First-time buyers struggling to save a deposit to get on the property ladder can get funding from local authorities under a new scheme driven by Lloyds TSB.
The initiative, called Local Lend a Hand, is aimed at people who can afford monthly repayments where they borrow up to 95% of the property value but do not have the big deposit most lenders demand.
Under the scheme, to launch later this month, local councils step in and provide a security worth up to 20% of the property's value, which is held with Lloyds, enabling the buyer to qualify for a lower mortgage rate.
The individual would still borrow up to 95% of their property's value from the government-backed bank, while they would also own their home outright, unlike a shared ownership scheme (see The Remortgage Guide and First-time Mortgage Guide).
On a typical £150,000 mortgage, here is how the system works:
- A borrower must put down at least £7,500 (a 5% deposit).
- They get a mortgage for up to £142,500 (95% of the value) from Lloyds
- The local authority deposits up to £30,000 (20% of value) into a Lloyds corporate account.
- Lloyds pays the council interest on the money for the term of the mortgage.
- Lloyds will only take some or all of the council's money if the home is repossessed and sells for less than it was bought for, so the cash covers any shortfall.
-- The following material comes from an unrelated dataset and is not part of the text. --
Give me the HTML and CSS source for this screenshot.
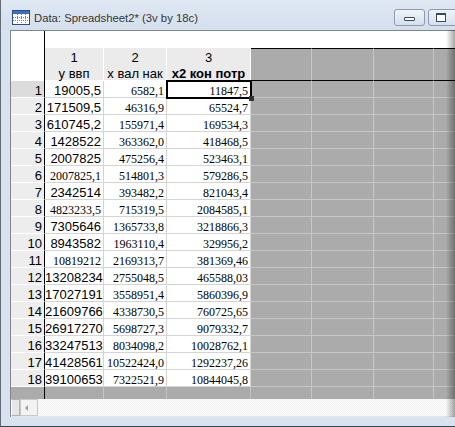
FILE: index.html
```html
<!DOCTYPE html>
<html>

<head>
  <title>Data: Spreadsheet2*</title>
  <link rel="stylesheet" href="styles.css">
</head>

<body>
  <div class="window">
    <div class="titlebar">
      <svg class="app-icon" width="18" height="15" viewBox="0 0 18 15">
        <rect x="0.5" y="0.5" width="17" height="14" fill="#fff" stroke="#2a4c8c"/>
        <rect x="1" y="1" width="16" height="3" fill="#3f6fc0"/>
        <g stroke="#5b82c9" stroke-dasharray="1 1">
          <line x1="5.5" y1="4" x2="5.5" y2="14"/>
          <line x1="9.5" y1="4" x2="9.5" y2="14"/>
          <line x1="13.5" y1="4" x2="13.5" y2="14"/>
          <line x1="1" y1="7.5" x2="17" y2="7.5"/>
          <line x1="1" y1="10.5" x2="17" y2="10.5"/>
        </g>
      </svg>
      <span class="title">Data: Spreadsheet2* (3v by 18c)</span>
      <div class="caption">
        <div class="cap-btn"><span class="min-icon"></span></div>
        <div class="cap-btn"><span class="max-icon"></span></div>
      </div>
    </div>

    <div class="client">
      <div class="sheet">
        <div class="row top-row">
          <div class="rh blank"></div>
          <div class="wide"></div>
        </div>

        <div class="row head-row">
          <div class="rh blank"></div>
          <div class="ch c1">1<br>у ввп</div>
          <div class="ch c2">2<br>х вал нак</div>
          <div class="ch c3"><span class="num">3</span><br><b>х2 кон потр</b></div>
          <div class="g gh g1"></div>
          <div class="g gh g2"></div>
          <div class="g gh g3"></div>
          <div class="g gh g4"></div>
        </div>

        <div class="row">
          <div class="rh sel">1</div>
          <div class="cell c1 a">19005,5</div>
          <div class="cell c2">6582,1</div>
          <div class="cell c3 sel">11847,5</div>
          <div class="g g1"></div><div class="g g2"></div><div class="g g3"></div><div class="g g4"></div>
        </div>
        <div class="row">
          <div class="rh">2</div>
          <div class="cell c1 a">171509,5</div>
          <div class="cell c2">46316,9</div>
          <div class="cell c3">65524,7</div>
          <div class="g g1"></div><div class="g g2"></div><div class="g g3"></div><div class="g g4"></div>
        </div>
        <div class="row">
          <div class="rh">3</div>
          <div class="cell c1 a">610745,2</div>
          <div class="cell c2">155971,4</div>
          <div class="cell c3">169534,3</div>
          <div class="g g1"></div><div class="g g2"></div><div class="g g3"></div><div class="g g4"></div>
        </div>
        <div class="row">
          <div class="rh">4</div>
          <div class="cell c1 a">1428522</div>
          <div class="cell c2">363362,0</div>
          <div class="cell c3">418468,5</div>
          <div class="g g1"></div><div class="g g2"></div><div class="g g3"></div><div class="g g4"></div>
        </div>
        <div class="row">
          <div class="rh">5</div>
          <div class="cell c1 a">2007825</div>
          <div class="cell c2">475256,4</div>
          <div class="cell c3">523463,1</div>
          <div class="g g1"></div><div class="g g2"></div><div class="g g3"></div><div class="g g4"></div>
        </div>
        <div class="row">
          <div class="rh">6</div>
          <div class="cell c1">2007825,1</div>
          <div class="cell c2">514801,3</div>
          <div class="cell c3">579286,5</div>
          <div class="g g1"></div><div class="g g2"></div><div class="g g3"></div><div class="g g4"></div>
        </div>
        <div class="row">
          <div class="rh">7</div>
          <div class="cell c1 a">2342514</div>
          <div class="cell c2">393482,2</div>
          <div class="cell c3">821043,4</div>
          <div class="g g1"></div><div class="g g2"></div><div class="g g3"></div><div class="g g4"></div>
        </div>
        <div class="row">
          <div class="rh">8</div>
          <div class="cell c1">4823233,5</div>
          <div class="cell c2">715319,5</div>
          <div class="cell c3">2084585,1</div>
          <div class="g g1"></div><div class="g g2"></div><div class="g g3"></div><div class="g g4"></div>
        </div>
        <div class="row">
          <div class="rh">9</div>
          <div class="cell c1 a">7305646</div>
          <div class="cell c2">1365733,8</div>
          <div class="cell c3">3218866,3</div>
          <div class="g g1"></div><div class="g g2"></div><div class="g g3"></div><div class="g g4"></div>
        </div>
        <div class="row">
          <div class="rh">10</div>
          <div class="cell c1 a">8943582</div>
          <div class="cell c2">1963110,4</div>
          <div class="cell c3">329956,2</div>
          <div class="g g1"></div><div class="g g2"></div><div class="g g3"></div><div class="g g4"></div>
        </div>
        <div class="row">
          <div class="rh">11</div>
          <div class="cell c1">10819212</div>
          <div class="cell c2">2169313,7</div>
          <div class="cell c3">381369,46</div>
          <div class="g g1"></div><div class="g g2"></div><div class="g g3"></div><div class="g g4"></div>
        </div>
        <div class="row">
          <div class="rh">12</div>
          <div class="cell c1 a">13208234</div>
          <div class="cell c2">2755048,5</div>
          <div class="cell c3">465588,03</div>
          <div class="g g1"></div><div class="g g2"></div><div class="g g3"></div><div class="g g4"></div>
        </div>
        <div class="row">
          <div class="rh">13</div>
          <div class="cell c1 a">17027191</div>
          <div class="cell c2">3558951,4</div>
          <div class="cell c3">5860396,9</div>
          <div class="g g1"></div><div class="g g2"></div><div class="g g3"></div><div class="g g4"></div>
        </div>
        <div class="row">
          <div class="rh">14</div>
          <div class="cell c1 a">21609766</div>
          <div class="cell c2">4338730,5</div>
          <div class="cell c3">760725,65</div>
          <div class="g g1"></div><div class="g g2"></div><div class="g g3"></div><div class="g g4"></div>
        </div>
        <div class="row">
          <div class="rh">15</div>
          <div class="cell c1 a">26917270</div>
          <div class="cell c2">5698727,3</div>
          <div class="cell c3">9079332,7</div>
          <div class="g g1"></div><div class="g g2"></div><div class="g g3"></div><div class="g g4"></div>
        </div>
        <div class="row">
          <div class="rh">16</div>
          <div class="cell c1 a">33247513</div>
          <div class="cell c2">8034098,2</div>
          <div class="cell c3">10028762,1</div>
          <div class="g g1"></div><div class="g g2"></div><div class="g g3"></div><div class="g g4"></div>
        </div>
        <div class="row">
          <div class="rh">17</div>
          <div class="cell c1 a">41428561</div>
          <div class="cell c2">10522424,0</div>
          <div class="cell c3">1292237,26</div>
          <div class="g g1"></div><div class="g g2"></div><div class="g g3"></div><div class="g g4"></div>
        </div>
        <div class="row">
          <div class="rh">18</div>
          <div class="cell c1 a">39100653</div>
          <div class="cell c2">7322521,9</div>
          <div class="cell c3">10844045,8</div>
          <div class="g g1"></div><div class="g g2"></div><div class="g g3"></div><div class="g g4"></div>
        </div>

        <div class="row tail-row">
          <div class="rh"></div>
          <div class="g c1"></div><div class="g c2"></div><div class="g c3"></div>
          <div class="g g1"></div><div class="g g2"></div><div class="g g3"></div><div class="g g4"></div>
        </div>
      </div>

      <div class="hscroll">
        <div class="split"></div>
        <div class="arrow-btn"><span class="arrow-left"></span></div>
      </div>
    </div>

    <div class="shade"></div>
  </div>
</body>

</html>
```

FILE: styles.css
```css
body {
  margin: 0;
  font-family: "Liberation Sans", Arial, sans-serif;
  background-color: #fff;
}

.window {
  position: relative;
  width: 455px;
  height: 427px;
  box-sizing: border-box;
  overflow: hidden;
  background-color: #d8e3ef;
  border-left: 1px solid #626c78;
  border-bottom: 1px solid #3a424c;
}

/* title bar */

.titlebar {
  height: 30px;
  display: flex;
  align-items: center;
  background: linear-gradient(#dfe8f3, #d4dfec);
}

.app-icon {
  margin-left: 11px;
  margin-top: 4px;
  flex: none;
}

.title {
  margin-left: 4px;
  margin-top: 5px;
  font-size: 11.3px;
  color: #363636;
  white-space: nowrap;
}

.caption {
  margin-left: auto;
  margin-right: -4px;
  align-self: flex-start;
  margin-top: 9px;
  display: flex;
  gap: 3px;
  flex: none;
}

.cap-btn {
  width: 31px;
  height: 17px;
  box-sizing: border-box;
  border: 1px solid #8d9bb0;
  border-radius: 3px;
  background: linear-gradient(#eef3f9, #d6e0ec);
  position: relative;
}

.min-icon {
  position: absolute;
  left: 9px;
  top: 7px;
  width: 9px;
  height: 2px;
  border: 1px solid #3c495a;
  border-radius: 1px;
  background-color: #fff;
}

.max-icon {
  position: absolute;
  left: 7px;
  top: 3px;
  width: 8px;
  height: 6px;
  border: 1px solid #3c495a;
  border-top-width: 2px;
  background-color: #fff;
}

/* client area */

.client {
  margin-left: 9px;
  border-top: 1px solid #7d8794;
  border-left: 1px solid #7d8794;
  height: 386px;
  background-color: #fff;
}

.row {
  display: flex;
}

.row > div {
  box-sizing: border-box;
  flex: none;
  height: 17px;
  white-space: nowrap;
}

.rh {
  width: 34px;
  border-right: 1px solid #000;
  border-bottom: 1px solid #fff;
  background-color: #ededed;
  text-align: right;
  padding: 2px 2px 0 0;
  line-height: 16px;
  font-size: 13px;
}

.rh.sel {
  background-color: #dcdcdc;
}

.rh.blank {
  background-color: #fff;
  border-bottom: none;
}

.c1 { width: 59px; }
.c2 { width: 63px; }
.c3 { width: 84px; }
.g1 { width: 61px; }
.g2 { width: 62px; }
.g3 { width: 60px; }
.row > .g4 { flex: 1; border-right: none; }

.top-row .wide {
  flex: 1;
  background-color: #fff;
}

.head-row > div {
  height: 33px;
}

.ch {
  background-color: #ebebeb;
  border-right: 1px solid #fff;
  border-bottom: 1px solid #fff;
  text-align: center;
  padding-top: 2px;
  line-height: 16px;
  font-size: 13px;
}

.ch b {
  font-weight: bold;
}

.cell {
  border-right: 1px solid #d4d4d4;
  border-bottom: 1px solid #d4d4d4;
  text-align: right;
  padding: 2px 2px 0 0;
  line-height: 16px;
  font-family: "Liberation Serif", "Times New Roman", serif;
  font-size: 12px;
}

.cell.a {
  font-family: "Liberation Sans", Arial, sans-serif;
  font-size: 13px;
}

.cell.sel {
  position: relative;
  outline: 2px solid #000;
  outline-offset: -1px;
}

.cell.sel::after {
  content: "";
  position: absolute;
  right: -4px;
  bottom: -4px;
  width: 5px;
  height: 5px;
  background-color: #333;
}

.g {
  background-color: #ababab;
  border-right: 1px solid #c6c6c6;
  border-bottom: 1px solid #c6c6c6;
}

.head-row .gh {
  border-top: 1px solid #000;
  border-bottom: 1px solid #000;
}

.tail-row > div {
  height: 12px;
  border-bottom: none;
}

.tail-row .rh {
  background-color: #ababab;
}

/* horizontal scroll bar */

.hscroll {
  height: 18px;
  display: flex;
  box-sizing: border-box;
  border-bottom: 1px solid #e4e4e4;
  background-color: #f6f6f6;
  background-image: repeating-conic-gradient(#fdfdfd 0 25%, #f0f0f0 0 50%);
  background-size: 2px 2px;
}

.split {
  width: 9px;
  box-sizing: border-box;
  border: 1px solid #b2b2b2;
  border-left-color: #fff;
  background-color: #e6e6e6;
}

.arrow-btn {
  width: 18px;
  box-sizing: border-box;
  border: 1px solid #c9c9c9;
  background-color: #f3f3f3;
  display: flex;
  align-items: center;
  padding-left: 4px;
}

.arrow-left {
  width: 0;
  height: 0;
  border-top: 3px solid transparent;
  border-bottom: 3px solid transparent;
  border-right: 3px solid #9c9c9c;
}

.shade {
  position: absolute;
  top: 30px;
  right: 0;
  bottom: 9px;
  width: 9px;
  background: linear-gradient(to right, rgba(0, 0, 0, 0), rgba(0, 0, 0, 0.35));
}
```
The initiative is being piloted by five local authorities in Blackpool, Warrington, Northumberland, Newcastle under Lyme and East Lothian, but there are plans to roll it out to other areas of the UK later this year, though Lloyds is reliant on other councils agreeing to take part.
Lloyds stresses as the interest paid to councils is likely to top 4% and statistics show only 0.3% of homes are repossessed, this comfortably covers the risk of taxpayer money disappearing.
However, if inflation soars, the value of that cash may erode so there could be some loss.
Lloyds has not yet set mortgage rates for the scheme, but it says they are likely to be similar to those offered through its Lend a Hand scheme, where parents fund the extra deposit instead of a council.
Here, someone with a 5% deposit can get a three-year fixed rate mortgage of 5.09% with a £895 fee, compared with a rate of 5.99% from its mainstream range if they had a 10% deposit.
Individual local authorities will be able to decide how much they will make available for the scheme, as well as setting a cap on the amount they will assist individuals with.
Lloyds will lend a maximum £350,000 under the scheme, though many councils will not provide cash to go that high.
Housing minister Grant Shapps says: "I'm delighted to see that those on the front line of building homes and providing mortgages are stepping up their efforts to help aspiring first-time buyers get a foot on the ladder.
"These new and innovative mortgage products are welcome because they are tailored to meet the challenges faced by first-time buyers, and can help get the housing market moving again."